Bende söz bitti artık.
Bunu söylemek için çok bekledim. Sabırlar, tahammüller, geçmişin
hayaletleriyle geleceğin siluetleri, iğne batışlarıyla nefes tutulmaları,
yalnızlık ve iç içe geçmişlik, her şey ama her şey havada uçuştu. Sonra
birbirine çarparak yerlere gelişigüzel savruldu. Kırıklara çıplak ayaklarım
bata bata yürüdüm uzun zaman.
Sustum olmadı, konuştum olmadı
Delirdim olmadı, akıllandım olmadı.
Sebeplerin ne kadarı benden kaynaklıydı bilemeden, kendimi anlatamadan,
bir de baktım ki derin kuyularda avazım çıktığı kadar bağırıyorum. Ama sesim
yok…
Duymak, bilmek midir?
Duymak, anlamak mıdır?
Pansuman.
Çok önemliydi. Doktorun bu kelimesi çok hoşuma gitmişti. Gelin size bir
pansuman yapalım demişti. Yapamadı. Onun kullandığı merhem, bizim kanlı
derinleşmiş çiziklerimize çok hafif kaldı. Şunu unutmayın, kimse size pansuman
yapamaz. Hakemlik yapabilir, sırdaşlık yapabilir, harita olup bazı yolları
çizerken ya da yol bulurken yardım edebilir. Pansuman imkânsızdır.
Yara yakmak belki… Belki bir çözüm belki bir umut belki yeniden başlamak.
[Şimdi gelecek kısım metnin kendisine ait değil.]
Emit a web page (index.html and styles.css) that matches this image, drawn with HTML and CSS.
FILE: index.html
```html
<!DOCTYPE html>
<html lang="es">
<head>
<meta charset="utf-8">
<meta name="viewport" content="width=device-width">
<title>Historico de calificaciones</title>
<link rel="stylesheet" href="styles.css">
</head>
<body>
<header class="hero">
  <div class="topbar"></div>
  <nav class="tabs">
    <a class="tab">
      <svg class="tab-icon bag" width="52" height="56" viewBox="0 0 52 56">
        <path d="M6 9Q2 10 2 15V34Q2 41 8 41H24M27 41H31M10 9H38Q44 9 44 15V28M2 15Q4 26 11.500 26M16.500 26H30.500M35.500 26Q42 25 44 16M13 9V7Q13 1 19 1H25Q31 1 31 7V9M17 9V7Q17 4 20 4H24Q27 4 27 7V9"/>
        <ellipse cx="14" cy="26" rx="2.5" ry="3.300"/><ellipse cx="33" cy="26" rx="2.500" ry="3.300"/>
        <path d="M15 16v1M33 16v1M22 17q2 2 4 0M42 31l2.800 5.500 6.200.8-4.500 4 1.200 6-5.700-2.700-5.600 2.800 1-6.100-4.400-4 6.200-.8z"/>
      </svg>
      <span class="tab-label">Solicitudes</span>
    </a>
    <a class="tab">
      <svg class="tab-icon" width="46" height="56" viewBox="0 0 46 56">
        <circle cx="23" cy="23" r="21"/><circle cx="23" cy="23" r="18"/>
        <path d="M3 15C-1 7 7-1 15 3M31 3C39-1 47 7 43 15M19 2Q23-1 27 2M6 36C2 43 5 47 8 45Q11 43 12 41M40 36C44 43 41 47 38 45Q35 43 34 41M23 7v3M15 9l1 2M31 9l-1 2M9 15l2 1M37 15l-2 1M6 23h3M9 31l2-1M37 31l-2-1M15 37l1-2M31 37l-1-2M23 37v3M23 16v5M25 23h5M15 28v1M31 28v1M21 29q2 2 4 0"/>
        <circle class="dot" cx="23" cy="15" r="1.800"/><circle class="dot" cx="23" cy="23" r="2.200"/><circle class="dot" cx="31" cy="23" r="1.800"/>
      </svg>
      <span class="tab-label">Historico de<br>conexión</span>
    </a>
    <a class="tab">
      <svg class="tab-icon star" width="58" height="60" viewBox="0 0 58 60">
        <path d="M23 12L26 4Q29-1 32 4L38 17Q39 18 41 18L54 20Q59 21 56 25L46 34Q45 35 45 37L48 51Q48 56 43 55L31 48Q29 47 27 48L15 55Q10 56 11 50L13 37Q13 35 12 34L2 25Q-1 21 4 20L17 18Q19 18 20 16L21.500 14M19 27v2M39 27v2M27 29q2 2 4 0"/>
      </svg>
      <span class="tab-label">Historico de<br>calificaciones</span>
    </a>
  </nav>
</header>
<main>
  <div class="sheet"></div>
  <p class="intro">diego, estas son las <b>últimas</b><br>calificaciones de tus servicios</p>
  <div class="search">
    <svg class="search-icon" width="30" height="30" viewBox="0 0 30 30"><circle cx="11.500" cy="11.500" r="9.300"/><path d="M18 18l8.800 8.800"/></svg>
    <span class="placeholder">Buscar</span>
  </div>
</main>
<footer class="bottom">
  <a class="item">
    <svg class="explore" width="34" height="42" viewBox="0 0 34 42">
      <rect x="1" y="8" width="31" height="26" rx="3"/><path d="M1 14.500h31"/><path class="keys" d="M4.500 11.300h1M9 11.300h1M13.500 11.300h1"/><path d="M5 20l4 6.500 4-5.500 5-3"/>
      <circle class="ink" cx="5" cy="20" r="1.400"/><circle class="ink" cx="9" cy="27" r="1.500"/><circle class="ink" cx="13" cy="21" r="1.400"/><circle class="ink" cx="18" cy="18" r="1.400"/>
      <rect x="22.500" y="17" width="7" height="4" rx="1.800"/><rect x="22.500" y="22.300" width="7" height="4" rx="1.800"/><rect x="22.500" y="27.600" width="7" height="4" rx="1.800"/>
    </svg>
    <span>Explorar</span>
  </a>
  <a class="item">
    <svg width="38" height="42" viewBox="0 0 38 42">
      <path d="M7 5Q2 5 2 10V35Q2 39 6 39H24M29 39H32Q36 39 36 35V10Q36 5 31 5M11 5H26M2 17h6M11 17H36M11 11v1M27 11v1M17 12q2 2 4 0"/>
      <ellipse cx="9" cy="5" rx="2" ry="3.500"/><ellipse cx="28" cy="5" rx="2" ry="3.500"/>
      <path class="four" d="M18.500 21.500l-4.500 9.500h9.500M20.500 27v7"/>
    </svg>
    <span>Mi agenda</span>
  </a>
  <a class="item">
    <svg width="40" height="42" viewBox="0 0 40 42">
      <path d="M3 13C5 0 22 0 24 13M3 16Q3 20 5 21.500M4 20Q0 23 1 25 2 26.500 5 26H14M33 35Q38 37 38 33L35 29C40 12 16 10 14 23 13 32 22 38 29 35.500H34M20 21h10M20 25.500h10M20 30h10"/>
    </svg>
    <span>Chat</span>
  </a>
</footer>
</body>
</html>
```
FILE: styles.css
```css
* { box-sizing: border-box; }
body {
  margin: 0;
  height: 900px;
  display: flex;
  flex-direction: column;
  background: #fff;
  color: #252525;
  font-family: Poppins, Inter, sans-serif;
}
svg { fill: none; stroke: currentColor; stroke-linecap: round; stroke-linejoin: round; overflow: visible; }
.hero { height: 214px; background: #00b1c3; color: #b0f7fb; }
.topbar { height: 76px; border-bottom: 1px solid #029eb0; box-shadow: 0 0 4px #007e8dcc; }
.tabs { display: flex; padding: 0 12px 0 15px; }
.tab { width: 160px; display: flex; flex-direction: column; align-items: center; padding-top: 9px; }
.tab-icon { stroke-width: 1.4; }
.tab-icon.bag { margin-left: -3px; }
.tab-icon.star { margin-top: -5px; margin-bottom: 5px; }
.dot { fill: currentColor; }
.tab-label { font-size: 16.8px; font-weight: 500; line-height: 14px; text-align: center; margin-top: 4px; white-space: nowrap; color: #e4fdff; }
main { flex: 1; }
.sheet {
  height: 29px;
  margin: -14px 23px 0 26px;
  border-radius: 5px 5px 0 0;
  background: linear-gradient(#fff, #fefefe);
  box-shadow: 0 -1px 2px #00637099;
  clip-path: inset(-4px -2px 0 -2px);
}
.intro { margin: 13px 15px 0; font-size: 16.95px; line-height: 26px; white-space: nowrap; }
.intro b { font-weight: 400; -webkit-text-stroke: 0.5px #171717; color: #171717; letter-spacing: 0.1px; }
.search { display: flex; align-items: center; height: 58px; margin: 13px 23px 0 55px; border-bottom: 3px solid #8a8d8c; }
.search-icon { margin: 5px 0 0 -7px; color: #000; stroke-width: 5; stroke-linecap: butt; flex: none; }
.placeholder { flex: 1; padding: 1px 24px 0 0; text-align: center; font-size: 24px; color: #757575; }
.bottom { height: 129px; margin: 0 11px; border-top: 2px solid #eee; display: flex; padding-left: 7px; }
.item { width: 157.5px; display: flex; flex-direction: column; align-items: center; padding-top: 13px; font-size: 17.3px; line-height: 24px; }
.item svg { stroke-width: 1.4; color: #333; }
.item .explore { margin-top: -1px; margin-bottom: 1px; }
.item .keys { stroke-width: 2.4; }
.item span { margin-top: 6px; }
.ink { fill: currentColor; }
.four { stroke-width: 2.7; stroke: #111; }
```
Çok iyi, pürüzsüz görünen şeylerin altını bir kaldırsanız neler vardır
inanamazsınız.
Söz biter bazen. Bakışlar susar, bedenler uzaklaşır, paylaşımlar azalır
ve sonunda hayat otomatikleşir. Fırtınalı denize gönüllü kaptan yok. Karada bir
süre beklenecek, başka yolu yok.
Düşündüklerini sessizce iletmek gerekiyor bazen. İşe yarar mı bilmiyorum.
Tamamen susamıyorum en azından kendime karşı. Deli yaftası yapıştırılmayı kim
kabul eder ki şu hayatta?
Bir çıkış mümkündür illa ki karanlık gecelerden, güneşi tanıyanlar için.
Ve sabahı karşılarken bile çaresizdir atgözlüklüler.